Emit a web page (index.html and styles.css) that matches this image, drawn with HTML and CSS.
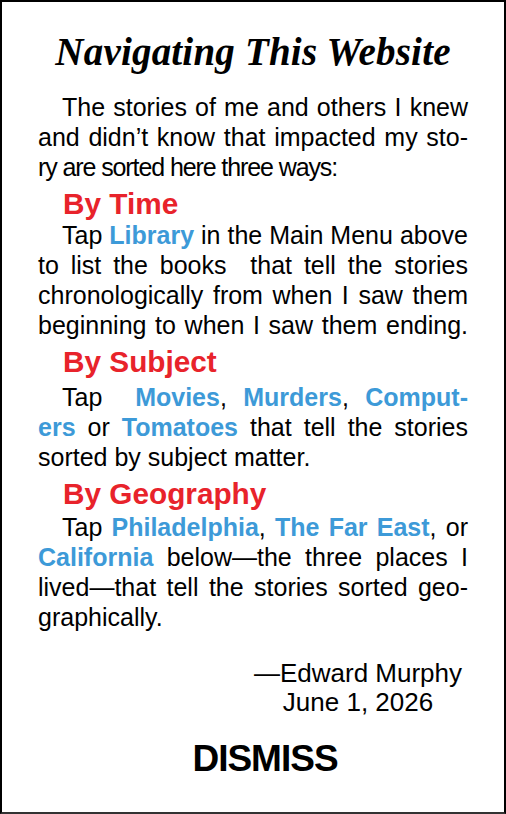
FILE: index.html
```html
<!DOCTYPE html>
<html lang="en">
<head>
<meta charset="utf-8">
<title>Navigating This Website</title>
<link rel="stylesheet" href="styles.css">
</head>
<body>
<div class="card">
  <h1 class="title">Navigating This Website</h1>

  <div class="para intro">
    <div class="ln j first">The stories of me and others I knew</div>
    <div class="ln j">and didn’t know that impacted my sto-</div>
    <div class="ln tight">ry are sorted here three ways:</div>
  </div>

  <h2 class="head">By Time</h2>
  <div class="para">
    <div class="ln j first">Tap <b class="lk">Library</b> in the Main Menu above</div>
    <div class="ln j">to list the books&nbsp; that tell the stories</div>
    <div class="ln j">chronologically from when I saw them</div>
    <div class="ln j">beginning to when I saw them ending.</div>
  </div>

  <h2 class="head">By Subject</h2>
  <div class="para subj">
    <div class="ln j first">Tap&nbsp; <b class="lk">Movies</b>, <b class="lk">Murders</b>, <b class="lk">Comput-</b></div>
    <div class="ln j"><b class="lk">ers</b> or <b class="lk">Tomatoes</b> that tell the stories</div>
    <div class="ln">sorted by subject matter.</div>
  </div>

  <h2 class="head">By Geography</h2>
  <div class="para geo">
    <div class="ln j first">Tap <b class="lk">Philadelphia</b>, <b class="lk">The Far East</b>, or</div>
    <div class="ln j"><b class="lk">California</b> below—the three places I</div>
    <div class="ln j">lived—that tell the stories sorted geo-</div>
    <div class="ln">graphically.</div>
  </div>

  <div class="sig">
    <div>—Edward Murphy</div>
    <div>June 1, 2026</div>
  </div>

  <div class="dismiss">DISMISS</div>
</div>
</body>
</html>
```

FILE: styles.css
```css
html, body {
  margin: 0;
  padding: 0;
  background: #fff;
}

.card {
  box-sizing: border-box;
  width: 506px;
  height: 814px;
  border: 2px solid #000;
  border-bottom-color: #333;
  padding: 27px 36px 0 36px;
  font-family: "Liberation Sans", Arial, sans-serif;
  color: #000;
}

.title {
  margin: 0;
  font-family: "Liberation Serif", "Times New Roman", serif;
  font-style: italic;
  font-weight: bold;
  font-size: 39px;
  letter-spacing: 0.2px;
  line-height: 46px;
  text-align: center;
}

.para {
  font-size: 25px;
  line-height: 30px;
}

.para.intro {
  margin-top: 17px;
}

.para.subj {
  margin-top: 4px;
}

.para.geo {
  margin-top: 2px;
}

.ln {
  text-align: left;
}

.ln.j {
  text-align: justify;
  text-align-last: justify;
}

.ln.first {
  text-indent: 24px;
}

.ln.tight {
  letter-spacing: -1.1px;
}

.lk {
  color: #3d9ad8;
  font-weight: bold;
}

.head {
  margin: 6px 0 0 0;
  padding-left: 25px;
  color: #e8232b;
  font-weight: bold;
  font-size: 29.75px;
  line-height: 32px;
}

.sig {
  margin: 27px 0 0 auto;
  width: 220px;
  text-align: center;
  font-size: 26px;
  line-height: 29px;
}

.dismiss {
  margin-top: 22px;
  padding-left: 24px;
  text-align: center;
  font-weight: bold;
  font-size: 37px;
  letter-spacing: -1px;
  line-height: 40px;
}
```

▶ **What you should do**:
Reproduce the whole listing word for word, setting aside any pictures.

▶ **Full response**:
Emit a web page (index.html and styles.css) that matches this image, drawn with HTML and CSS.
FILE: index.html
```html
<!DOCTYPE html>
<html lang="en">
<head>
<meta charset="utf-8">
<title>Navigating This Website</title>
<link rel="stylesheet" href="styles.css">
</head>
<body>
<div class="card">
  <h1 class="title">Navigating This Website</h1>

  <div class="para intro">
    <div class="ln j first">The stories of me and others I knew</div>
    <div class="ln j">and didn’t know that impacted my sto-</div>
    <div class="ln tight">ry are sorted here three ways:</div>
  </div>

  <h2 class="head">By Time</h2>
  <div class="para">
    <div class="ln j first">Tap <b class="lk">Library</b> in the Main Menu above</div>
    <div class="ln j">to list the books&nbsp; that tell the stories</div>
    <div class="ln j">chronologically from when I saw them</div>
    <div class="ln j">beginning to when I saw them ending.</div>
  </div>

  <h2 class="head">By Subject</h2>
  <div class="para subj">
    <div class="ln j first">Tap&nbsp; <b class="lk">Movies</b>, <b class="lk">Murders</b>, <b class="lk">Comput-</b></div>
    <div class="ln j"><b class="lk">ers</b> or <b class="lk">Tomatoes</b> that tell the stories</div>
    <div class="ln">sorted by subject matter.</div>
  </div>

  <h2 class="head">By Geography</h2>
  <div class="para geo">
    <div class="ln j first">Tap <b class="lk">Philadelphia</b>, <b class="lk">The Far East</b>, or</div>
    <div class="ln j"><b class="lk">California</b> below—the three places I</div>
    <div class="ln j">lived—that tell the stories sorted geo-</div>
    <div class="ln">graphically.</div>
  </div>

  <div class="sig">
    <div>—Edward Murphy</div>
    <div>June 1, 2026</div>
  </div>

  <div class="dismiss">DISMISS</div>
</div>
</body>
</html>
```

FILE: styles.css
```css
html, body {
  margin: 0;
  padding: 0;
  background: #fff;
}

.card {
  box-sizing: border-box;
  width: 506px;
  height: 814px;
  border: 2px solid #000;
  border-bottom-color: #333;
  padding: 27px 36px 0 36px;
  font-family: "Liberation Sans", Arial, sans-serif;
  color: #000;
}

.title {
  margin: 0;
  font-family: "Liberation Serif", "Times New Roman", serif;
  font-style: italic;
  font-weight: bold;
  font-size: 39px;
  letter-spacing: 0.2px;
  line-height: 46px;
  text-align: center;
}

.para {
  font-size: 25px;
  line-height: 30px;
}

.para.intro {
  margin-top: 17px;
}

.para.subj {
  margin-top: 4px;
}

.para.geo {
  margin-top: 2px;
}

.ln {
  text-align: left;
}

.ln.j {
  text-align: justify;
  text-align-last: justify;
}

.ln.first {
  text-indent: 24px;
}

.ln.tight {
  letter-spacing: -1.1px;
}

.lk {
  color: #3d9ad8;
  font-weight: bold;
}

.head {
  margin: 6px 0 0 0;
  padding-left: 25px;
  color: #e8232b;
  font-weight: bold;
  font-size: 29.75px;
  line-height: 32px;
}

.sig {
  margin: 27px 0 0 auto;
  width: 220px;
  text-align: center;
  font-size: 26px;
  line-height: 29px;
}

.dismiss {
  margin-top: 22px;
  padding-left: 24px;
  text-align: center;
  font-weight: bold;
  font-size: 37px;
  letter-spacing: -1px;
  line-height: 40px;
}
```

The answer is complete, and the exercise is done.